Their long musical partnership has been good to David Crosby, Stephen Stills, and Graham Nash. During the period when they added Neil Young to the group, it was very good indeed—although those good days were relatively short.
The partnership among the four artists was a reluctant one. Crosby Stills and Nash had already released their classic debut album and considered adding Steve Winwood as a member. When he was unavailable, a record executive suggested Young. Stills knew him well from their days in the Buffalo Springfield, but Nash hardly knew him at all. Each of the four intended to maintain solo careers, which sometimes made it difficult for them to defer to one another in the studio—or to share, preferring instead to hold their best songs for their solo projects.
The process of making Deja Vu put the group under strain, and their 1970 tour broke it.
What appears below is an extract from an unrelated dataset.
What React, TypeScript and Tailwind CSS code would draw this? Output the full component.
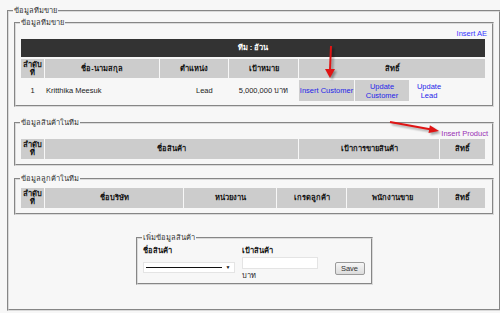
export default function App() {
  const fs = "border-2 [border-style:groove] border-[#dadada]";
  const th = "bg-[#cccccc] font-bold text-[#111] flex items-center justify-center text-center";

  return (
    <div className="relative w-[500px] h-[313px] overflow-hidden bg-[#f7f7f7] pt-[6px] font-['Liberation_Sans',Tahoma,sans-serif] text-[7.5px] leading-[10px] text-[#222]">
      <fieldset className={`ml-[7px] w-[491px] h-[305px] px-[5px] ${fs}`}>
        <legend className="-ml-[1px] px-[1px] text-[#333]">ข้อมูลทีมขาย</legend>

        {/* team */}
        <fieldset className={`mt-[2px] pl-[5px] pr-[4px] pb-[4px] ${fs}`}>
          <legend className="-ml-[1px] px-[1px] text-[#333]">ข้อมูลทีมขาย</legend>
          <div className="h-[11px] w-[466px] flex items-center justify-end">
            <a className="text-[#3535ff]">Insert AE</a>
          </div>
          <div className="grid w-[464px] grid-cols-[23px_114px_68px_69px_55px_54px_38px_1fr] gap-x-[1px] gap-y-[2px]">
            <div className="col-span-8 h-[18px] bg-[#333333] text-white font-bold flex items-center justify-center">ทีม : อ้วน</div>
            <div className={`h-[19px] leading-[8px] ${th}`}>ลำดับ<br />ที่</div>
            <div className={th}>ชื่อ-นามสกุล</div>
            <div className={th}>ตำแหน่ง</div>
            <div className={th}>เป้าหมาย</div>
            <div className={`col-span-4 ${th}`}>สิทธิ์</div>

            <div className="h-[21px] flex items-center justify-center">1</div>
            <div className="flex items-center pl-[1px]">Kritthika Meesuk</div>
            <div className="flex items-center pl-[36px]">Lead</div>
            <div className="flex items-center justify-center">5,000,000 บาท</div>
            <div className="bg-[#cecece] flex items-center justify-center text-[#2525e8]">Insert Customer</div>
            <div className="bg-[#cecece] flex items-center justify-center text-center leading-[9px] text-[#2525e8]">Update<br />Customer</div>
            <div className="flex items-center justify-center text-center leading-[9px] text-[#2525e8]">Update<br />Lead</div>
            <div />
          </div>
        </fieldset>

        {/* products */}
        <fieldset className={`mt-[11px] pl-[5px] pr-[4px] pb-[5px] ${fs}`}>
          <legend className="-ml-[1px] px-[1px] text-[#333]">ข้อมูลสินค้าในทีม</legend>
          <div className="h-[11px] w-[467px] flex items-center justify-end">
            <a className="text-[#9a2fb4]">Insert Product</a>
          </div>
          <div className="grid w-[464px] h-[20px] grid-cols-[23px_253px_140px_1fr] gap-x-[1px]">
            <div className={`leading-[8px] ${th}`}>ลำดับ<br />ที่</div>
            <div className={th}>ชื่อสินค้า</div>
            <div className={th}>เป้าการขายสินค้า</div>
            <div className={th}>สิทธิ์</div>
          </div>
        </fieldset>

        {/* customers */}
        <fieldset className={`mt-[8px] pt-[4px] pl-[5px] pr-[4px] pb-[5px] ${fs}`}>
          <legend className="-ml-[1px] px-[1px] text-[#333]">ข้อมูลลูกค้าในทีม</legend>
          <div className="grid w-[464px] h-[20px] grid-cols-[23px_138px_92px_69px_91px_1fr] gap-x-[1px]">
            <div className={`leading-[8px] ${th}`}>ลำดับ<br />ที่</div>
            <div className={th}>ชื่อบริษัท</div>
            <div className={th}>หน่วยงาน</div>
            <div className={th}>เกรดลูกค้า</div>
            <div className={th}>พนักงานขาย</div>
            <div className={th}>สิทธิ์</div>
          </div>
        </fieldset>

        {/* add product */}
        <fieldset className={`mx-auto mt-[18px] w-[237px] h-[52px] pl-[5px] ${fs}`}>
          <legend className="-ml-[1px] px-[1px] text-[#333]">เพิ่มข้อมูลสินค้า</legend>
          <div className="mt-[3px] flex">
            <div className="w-[99px]">
              <div className="h-[10px] font-bold text-[#111]">ชื่อสินค้า</div>
              <div className="mt-[6px] w-[92px] h-[11px] bg-white border border-[#e4e4e4] flex items-center pl-[2px] pr-[3px] gap-[4px]">
                <div className="flex-1 border-t border-[#111]" />
                <span className="text-[5px] leading-[5px] text-[#111]">▼</span>
              </div>
            </div>
            <div className="w-[93px]">
              <div className="h-[10px] font-bold text-[#111]">เป้าสินค้า</div>
              <div className="mt-[1px] w-[76px] h-[12px] bg-white border border-[#e4e4e4]" />
              <div className="mt-[2px]">บาท</div>
            </div>
            <button className="mt-[16px] w-[30px] h-[13px] rounded-[2px] border border-[#9a9a9a] bg-gradient-to-b from-[#f6f6f6] to-[#dcdcdc] text-[7.5px] leading-[11px] text-[#333]">
              Save
            </button>
          </div>
        </fieldset>
      </fieldset>

      {/* red arrows drawn over the page */}
      <svg className="absolute left-0 top-0 pointer-events-none" width="500" height="313">
        <defs>
          <filter id="sh" x="-50%" y="-50%" width="200%" height="200%">
            <feGaussianBlur stdDeviation="1.2" />
          </filter>
        </defs>
        <g opacity="0.35" filter="url(#sh)" transform="translate(2,2)">
          <line x1="331" y1="46" x2="330" y2="70" stroke="#000" strokeWidth="2" />
          <polygon points="325,69 335,69 330,78" fill="#000" />
          <line x1="390" y1="122" x2="430" y2="129.3" stroke="#000" strokeWidth="2" />
          <polygon points="428.5,133.1 429.9,125.3 439,131" fill="#000" />
        </g>
        <line x1="331" y1="46" x2="330" y2="70" stroke="#e01414" strokeWidth="2" />
        <polygon points="325,69 335,69 330,78" fill="#e01414" />
        <line x1="390" y1="122" x2="430" y2="129.3" stroke="#e01414" strokeWidth="2" />
        <polygon points="428.5,133.1 429.9,125.3 439,131" fill="#e01414" />
      </svg>
    </div>
  );
}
The group had been together as a foursome for barely a year before splitting up. One more album would follow under the CSNY name, the live Four Way Street in 1971, but it would be four years before they had anything to do with one another again. They toured in the summer of 1974 to support the compilation album So Far, but plans to make an album of entirely new material went out the window.
Allmusic.com says that CSNY was “the only American-based band to approach the overall societal impact of the Beatles.” Surely they cast a long shadow over the mellow 1970s, although the fact the four of them worked together in various combinations for most of the 80s and 90s helped keep them relevant for a long time. But they rivaled the Beatles in another way: Deja Vu is not a group effort so much as it’s pieced together from sessions featuring one or more of the squabbling musicians whenever they could get away from whatever they were doing to participate. Like the White Album, recorded under similarly acrimonous circumstances, it’s a minor miracle that it turned out as great as it did.
Deja Vu was released in March 1970 and spent the week of May 16, 1970, at #1 in Billboard. And although it’s as familiar as the weather, “Teach Your Children,” with steel guitar by Jerry Garcia, is also one of the most magnificent things to come out of the whole Laurel Canyon scene of the late 60s.